In the end, the foundation crumbles. Insight, honest and open communication, compassion, strength, and community allows for the walls to come down and a new, stable foundation to be built. You see, what often happens is that we continue to utilize trauma survival skills even when the trauma no longer exists. Mirabel provided the family an opportunity to create a foundation based on community and emotional health when the prior foundation, built on trauma, was no longer working and/or necessary.
Here’s the thing though. None of the character lost their gift. It is important that we recognize that their ability to manage the trauma truly is a gift. None of the family members lost what made them unique and special. What changed is that the gifts became about thriving rather than surviving. Luisa got to be strong without always needing to be shoulder it all on her own. Isabela got to create beauty in a way that didn’t require perfection. These gifts became about want rather than need. There was now a space to discuss the past hurt so that healing could occur. It provided a sense of freedom for all family members to discover who they are outside of the family trauma. Bruno was welcomed back in the family as what made him special was no longer a threat.
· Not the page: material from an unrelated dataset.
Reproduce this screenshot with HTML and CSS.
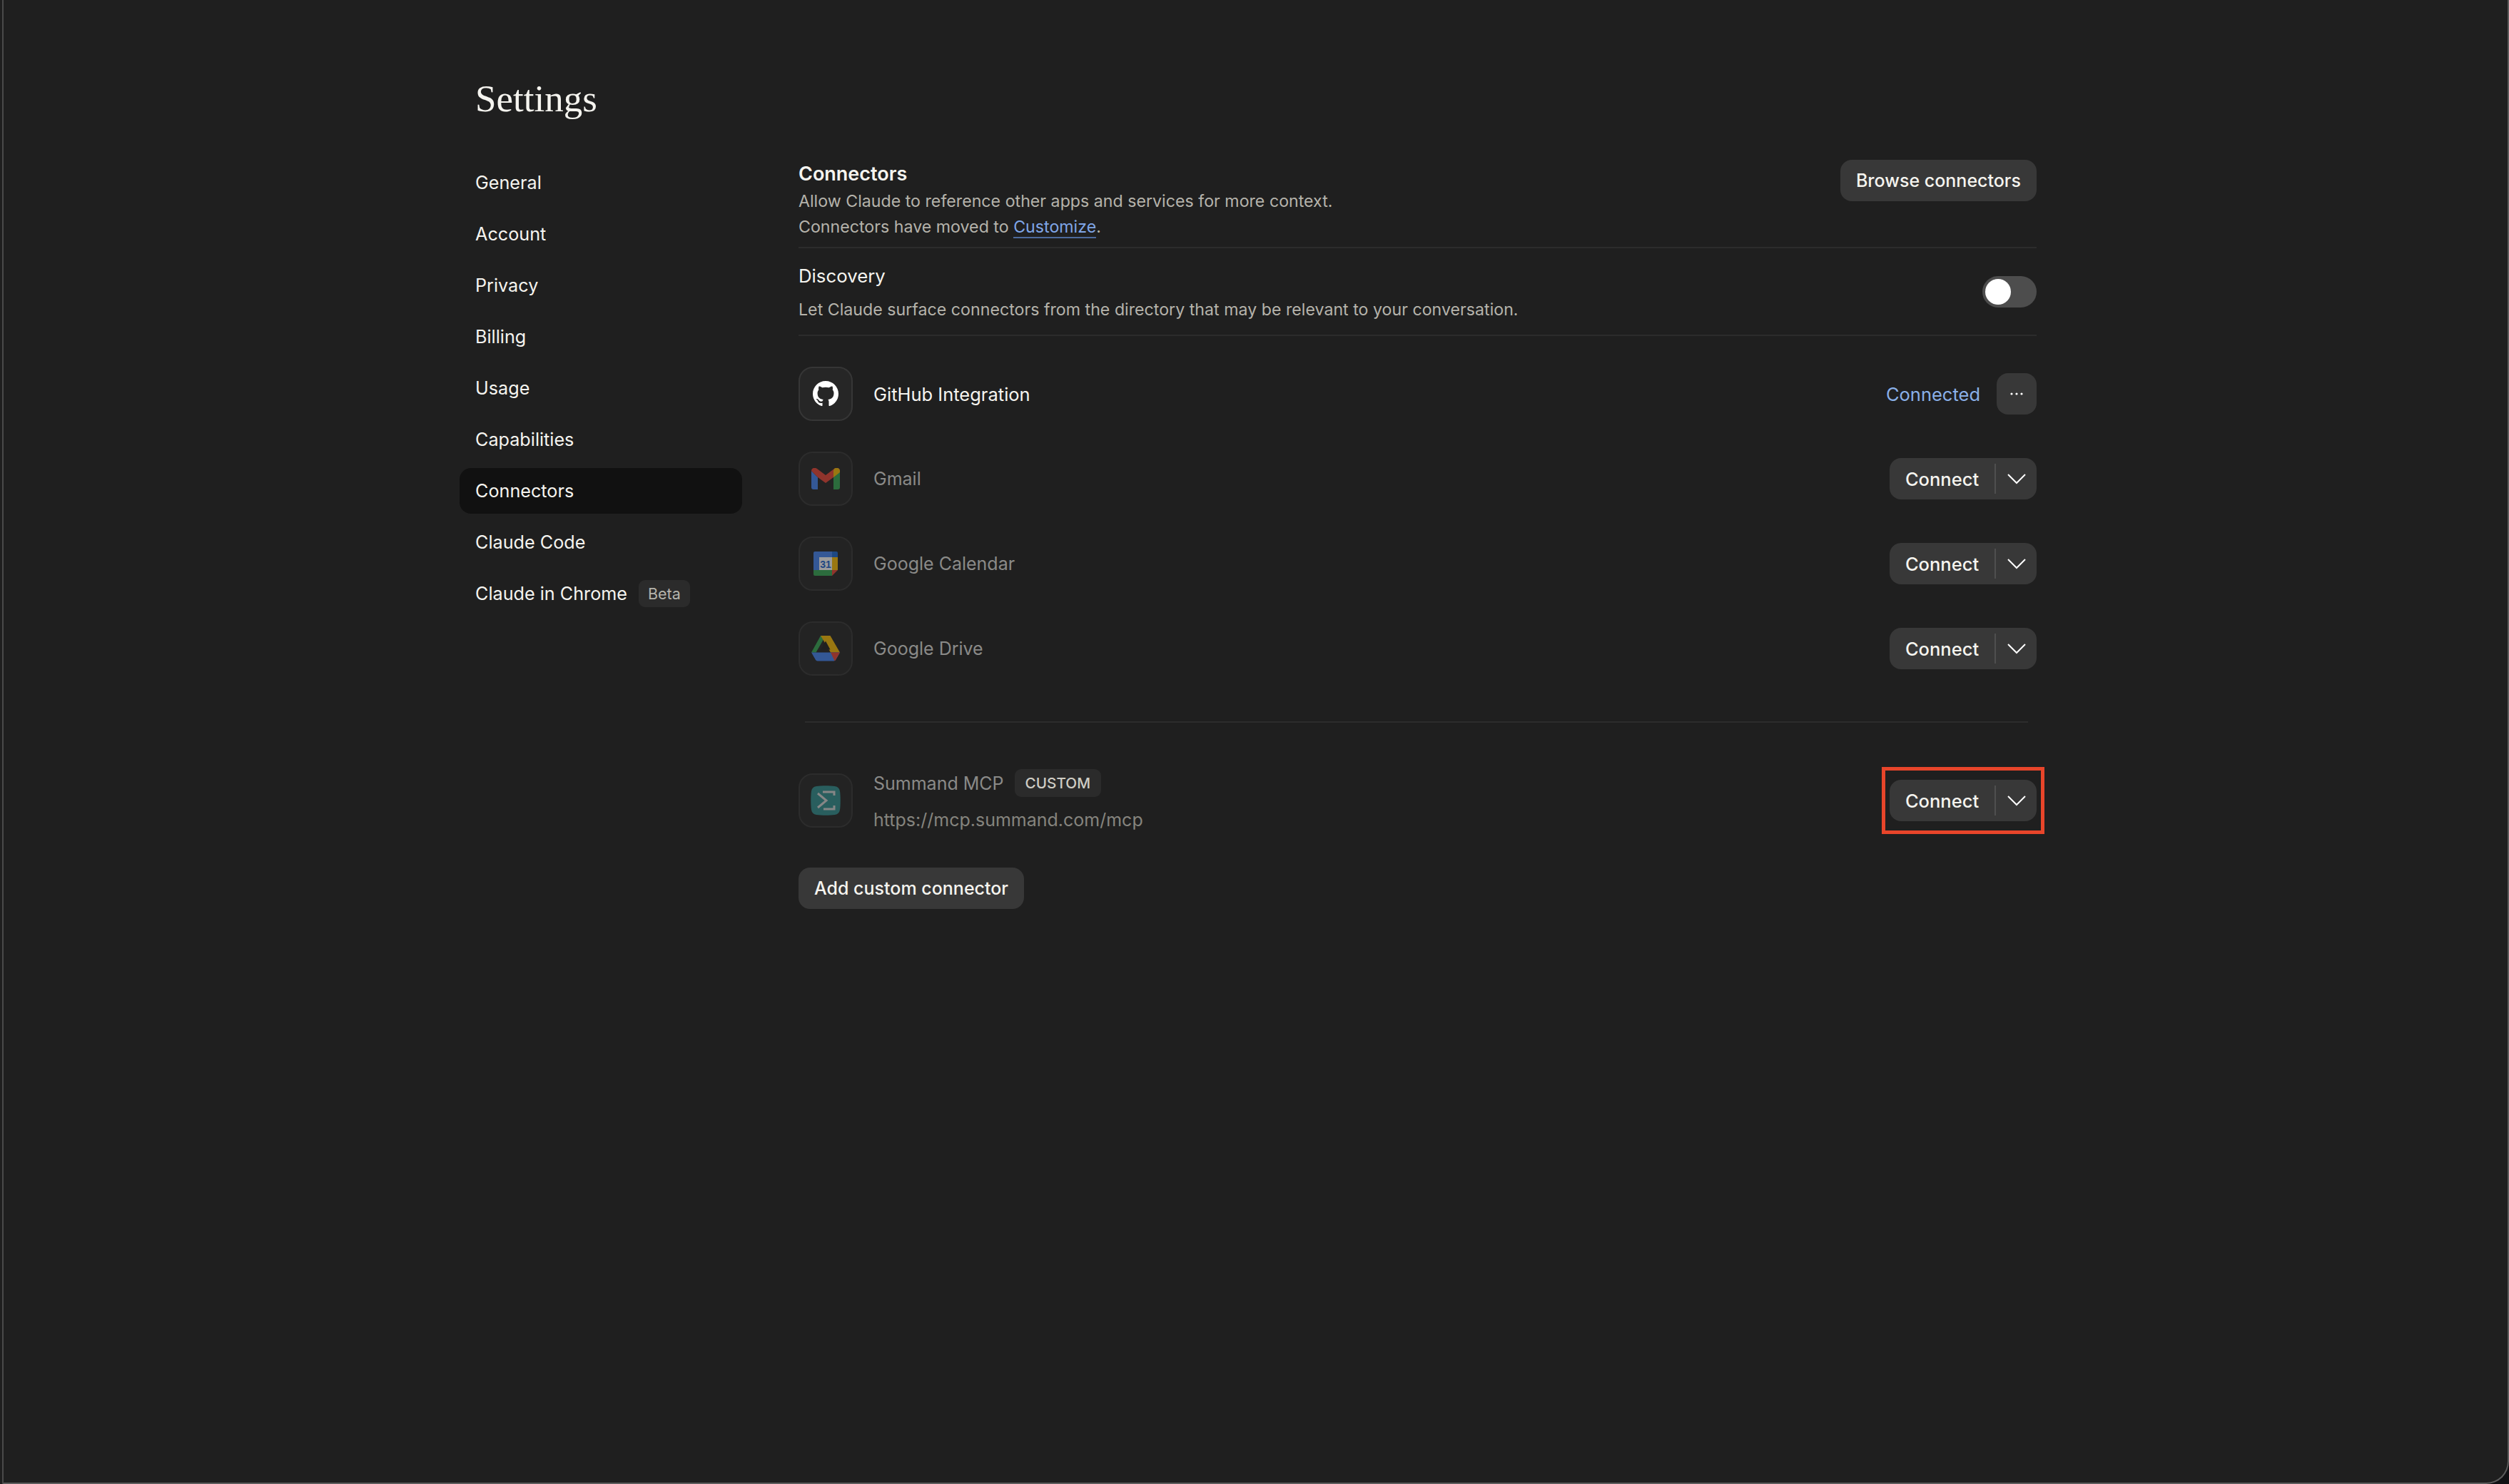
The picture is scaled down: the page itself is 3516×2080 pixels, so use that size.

• We have to acknowledge and honor all that we do to survive and cope. It truly is a gift. We should not shame ourselves or anyone else for what we do to survive. The more we shame ourselves or others, the harder it is to heal.
• We have to take a step back and assess the role that generational trauma has played in our own lives. How have we accommodated to the needs of your family’s desire to NOT talk about traumatic events? What can we do to help provide a safe space for discussion about trauma? Which character do we most identify with? How can your “gift” be worked through so that it can be utilized outside of a place of trauma?
• If you are the scapegoated/ostracized child, we see you. We know the burden you have endured and what you have had to shoulder for the sake of your family. Your gift of insight can also be a great burden and it can leave you feeling very alone. Surround yourself with people who see you and provide a safe space to be your true self and never stop fighting to be heard.
• Normalize therapy. Therapy is a necessary tool for emotional healing, especially for those who experience trauma.
• More Disney movies like this. This is an amazing tool to begin a conversation with children AND adults about the role of trauma in a family.